High & Wild in Eastern Oregon
It's difficult to see the magnitude of the Wallowa Mountains from the valley floor. You have to hike up into the wilderness, or take the Wallowa Lake Tramway gondola from the lake to the summit of Mount Howard (8,150 ft.). You can access three main trails the Chief Joseph, Aneroid Lake, and West Fork to hike into the Eagle Cap from the lower lake area. We chose instead to ride the gondola and do our hiking/trail running/viewing workout at 8,000-plus elevation. The four-person gondola costs about $15 per person and takes 15 minutes to get to the top. You can expect deli food and lattes on top, fearless (and fat) chipmunks and ground squirrels (please buy the bags of chipmunk food) and occasional shy deer as you venture out on the paths. The tram operates from late May through September, 10 a.m. to 4 p.m.

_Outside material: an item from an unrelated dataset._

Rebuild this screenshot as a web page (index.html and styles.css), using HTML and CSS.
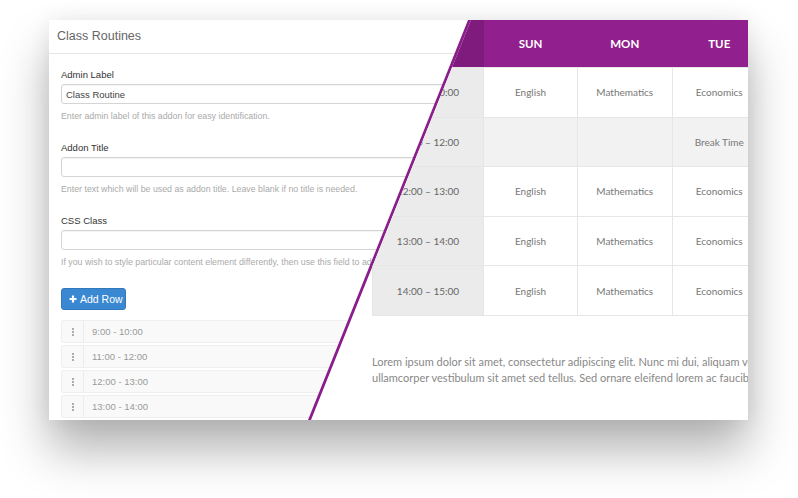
FILE: index.html
```html
<!DOCTYPE html>
<html lang="en">
<head>
    <meta charset="UTF-8">
    <meta name="viewport" content="width=device-width, initial-scale=1.0">
    <title>Class Routines</title>
    <link rel="stylesheet" href="styles.css">
</head>
<body>
    <div class="card">
        <!-- addon settings panel -->
        <div class="settings">
            <div class="settings-header">Class Routines</div>
            <div class="settings-body">
                <div class="field">
                    <label>Admin Label</label>
                    <input type="text" value="Class Routine">
                    <p class="help">Enter admin label of this addon for easy identification.</p>
                </div>
                <div class="field">
                    <label>Addon Title</label>
                    <input type="text">
                    <p class="help">Enter text which will be used as addon title. Leave blank if no title is needed.</p>
                </div>
                <div class="field">
                    <label>CSS Class</label>
                    <input type="text">
                    <p class="help">If you wish to style particular content element differently, then use this field to add a class name and then refer to it in your css file.</p>
                </div>

                <button type="button" class="btn-add">
                    <svg width="8" height="8" viewBox="0 0 8 8"><path d="M4 0.5v7M0.5 4h7" stroke="#fff" stroke-width="2.2"/></svg>
                    Add Row
                </button>

                <div class="rows">
                    <div class="row"><span class="handle"><svg width="2" height="8" viewBox="0 0 2 8"><circle cx="1" cy="1" r="0.9" fill="#888"/><circle cx="1" cy="4" r="0.9" fill="#888"/><circle cx="1" cy="7" r="0.9" fill="#888"/></svg></span><span class="row-title">9:00 - 10:00</span></div>
                    <div class="row"><span class="handle"><svg width="2" height="8" viewBox="0 0 2 8"><circle cx="1" cy="1" r="0.9" fill="#888"/><circle cx="1" cy="4" r="0.9" fill="#888"/><circle cx="1" cy="7" r="0.9" fill="#888"/></svg></span><span class="row-title">11:00 - 12:00</span></div>
                    <div class="row"><span class="handle"><svg width="2" height="8" viewBox="0 0 2 8"><circle cx="1" cy="1" r="0.9" fill="#888"/><circle cx="1" cy="4" r="0.9" fill="#888"/><circle cx="1" cy="7" r="0.9" fill="#888"/></svg></span><span class="row-title">12:00 - 13:00</span></div>
                    <div class="row"><span class="handle"><svg width="2" height="8" viewBox="0 0 2 8"><circle cx="1" cy="1" r="0.9" fill="#888"/><circle cx="1" cy="4" r="0.9" fill="#888"/><circle cx="1" cy="7" r="0.9" fill="#888"/></svg></span><span class="row-title">13:00 - 14:00</span></div>
                </div>
            </div>
        </div>

        <!-- frontend preview, cut on a slant over the settings -->
        <div class="preview">
            <div class="preview-inner">
                <table class="routine">
                    <thead>
                        <tr>
                            <th class="time"></th>
                            <th>SUN</th>
                            <th>MON</th>
                            <th>TUE</th>
                        </tr>
                    </thead>
                    <tbody>
                        <tr>
                            <td class="time">09:00 – 10:00</td>
                            <td>English</td>
                            <td>Mathematics</td>
                            <td>Economics</td>
                        </tr>
                        <tr class="break">
                            <td class="time">11:00 – 12:00</td>
                            <td></td>
                            <td></td>
                            <td>Break Time</td>
                        </tr>
                        <tr>
                            <td class="time">12:00 – 13:00</td>
                            <td>English</td>
                            <td>Mathematics</td>
                            <td>Economics</td>
                        </tr>
                        <tr>
                            <td class="time">13:00 – 14:00</td>
                            <td>English</td>
                            <td>Mathematics</td>
                            <td>Economics</td>
                        </tr>
                        <tr>
                            <td class="time">14:00 – 15:00</td>
                            <td>English</td>
                            <td>Mathematics</td>
                            <td>Economics</td>
                        </tr>
                    </tbody>
                </table>
                <p class="lorem">Lorem ipsum dolor sit amet, consectetur adipiscing elit. Nunc mi dui, aliquam vel ullamcorper vestibulum sit amet sed tellus. Sed ornare eleifend lorem ac faucibus.</p>
            </div>
        </div>
    </div>
</body>
</html>
```

FILE: styles.css
```css
html, body {
    height: 100%;
}
body {
    box-sizing: border-box;
    margin: 0;
    padding: 20px 0 0 49px;
    background: #fff;
    font-family: "Liberation Sans", Arial, sans-serif;
}
.card {
    position: relative;
    width: 699px;
    height: 400px;
    background: #fff;
    overflow: hidden;
    box-shadow: 0 30px 45px rgba(0, 0, 0, 0.3), 0 0 20px rgba(0, 0, 0, 0.07);
}

/* settings panel */
.settings-header {
    height: 33px;
    line-height: 33px;
    padding-left: 8px;
    font-size: 12.5px;
    color: #666;
    border-bottom: 1px solid #e6e6e6;
}
.settings-body {
    padding: 15px 0 0 12px;
}
.field {
    margin-bottom: 20px;
}
.field label {
    display: block;
    font-size: 9.5px;
    line-height: 12px;
    color: #333;
    margin-bottom: 3px;
}
.field input {
    display: block;
    box-sizing: border-box;
    width: 660px;
    height: 20px;
    padding: 0 4px;
    font-family: inherit;
    font-size: 9.5px;
    color: #444;
    border: 1px solid #d4d4d4;
    border-radius: 3px;
    box-shadow: inset 0 1px 1px rgba(0, 0, 0, 0.05);
}
.help {
    margin: 7px 0 0;
    font-size: 8.8px;
    line-height: 11px;
    color: #aaa;
    white-space: nowrap;
}
.btn-add {
    display: flex;
    align-items: center;
    gap: 3px;
    height: 22px;
    width: 65px;
    padding: 0 0 0 7px;
    font-family: inherit;
    font-size: 10.5px;
    color: #fff;
    background: #3b88d2;
    border: 1px solid #3178bd;
    border-radius: 3px;
}
.rows {
    margin-top: 10px;
}
.row {
    display: flex;
    align-items: center;
    box-sizing: border-box;
    width: 660px;
    height: 23px;
    margin-bottom: 2px;
    background: #f9f9f9;
    border: 1px solid #efefef;
    border-radius: 2px;
}
.handle {
    display: flex;
    align-items: center;
    justify-content: center;
    width: 21px;
    height: 100%;
    border-right: 1px solid #ececec;
}
.row-title {
    padding-left: 8px;
    font-size: 9.5px;
    color: #999;
}

/* preview panel */
.preview {
    position: absolute;
    inset: 0;
    background: #8b1c8c;
    clip-path: polygon(419px 0, 100% 0, 100% 100%, 259px 100%);
}
.preview-inner {
    height: 100%;
    padding-left: 323px;
    background: #fff;
    clip-path: polygon(422px 0, 100% 0, 100% 100%, 262px 100%);
    font-family: Lato, "Noto Sans", sans-serif;
}
.routine {
    width: 395px;
    table-layout: fixed;
    border-collapse: collapse;
}
.routine th {
    height: 47px;
    padding: 0;
    font-size: 11.5px;
    font-weight: 700;
    color: #fff;
    background: #911f8d;
    text-align: center;
}
.routine th.time {
    width: 111px;
    background: #7e1b7c;
}
.routine th:nth-child(2) {
    width: 94px;
}
.routine td {
    height: 48.6px;
    padding: 0;
    font-size: 10px;
    color: #777;
    text-align: center;
    border: 1px solid #e6e6e6;
}
.routine td.time {
    background: #ebebeb;
    color: #666;
}
.routine tr.break td {
    background: #f2f2f2;
}
.routine tr.break td.time {
    background: #ececec;
}
.lorem {
    width: 392px;
    margin: 38px 0 0;
    font-size: 11px;
    line-height: 16px;
    color: #888;
}
```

Visitors of various physical abilities will find two miles of gentle paths on top with viewpoints not only into the Eagle Cap but also across Wallowa Lake into rangeland and over the Hells Canyon Recreational Area to the Seven Devils Peaks in Idaho.
We followed an unmarked but well-used trail south along the ridge, through meadows, alpine forest, tundra, and a final rock scramble to East Peak, at more than 9,000 feet. The view included 9,838-foot Sacajawea Peak and the 9,826-foot Matterhorn; McCully Basin to the east; and snowfields, meadows, high lakes, and stunning wild-water either mile-long rushing waterfalls or Class VI rapids, we couldn't decide which. The hike was great preparation mentally and physically for the three-day trip we would embark on the next morning.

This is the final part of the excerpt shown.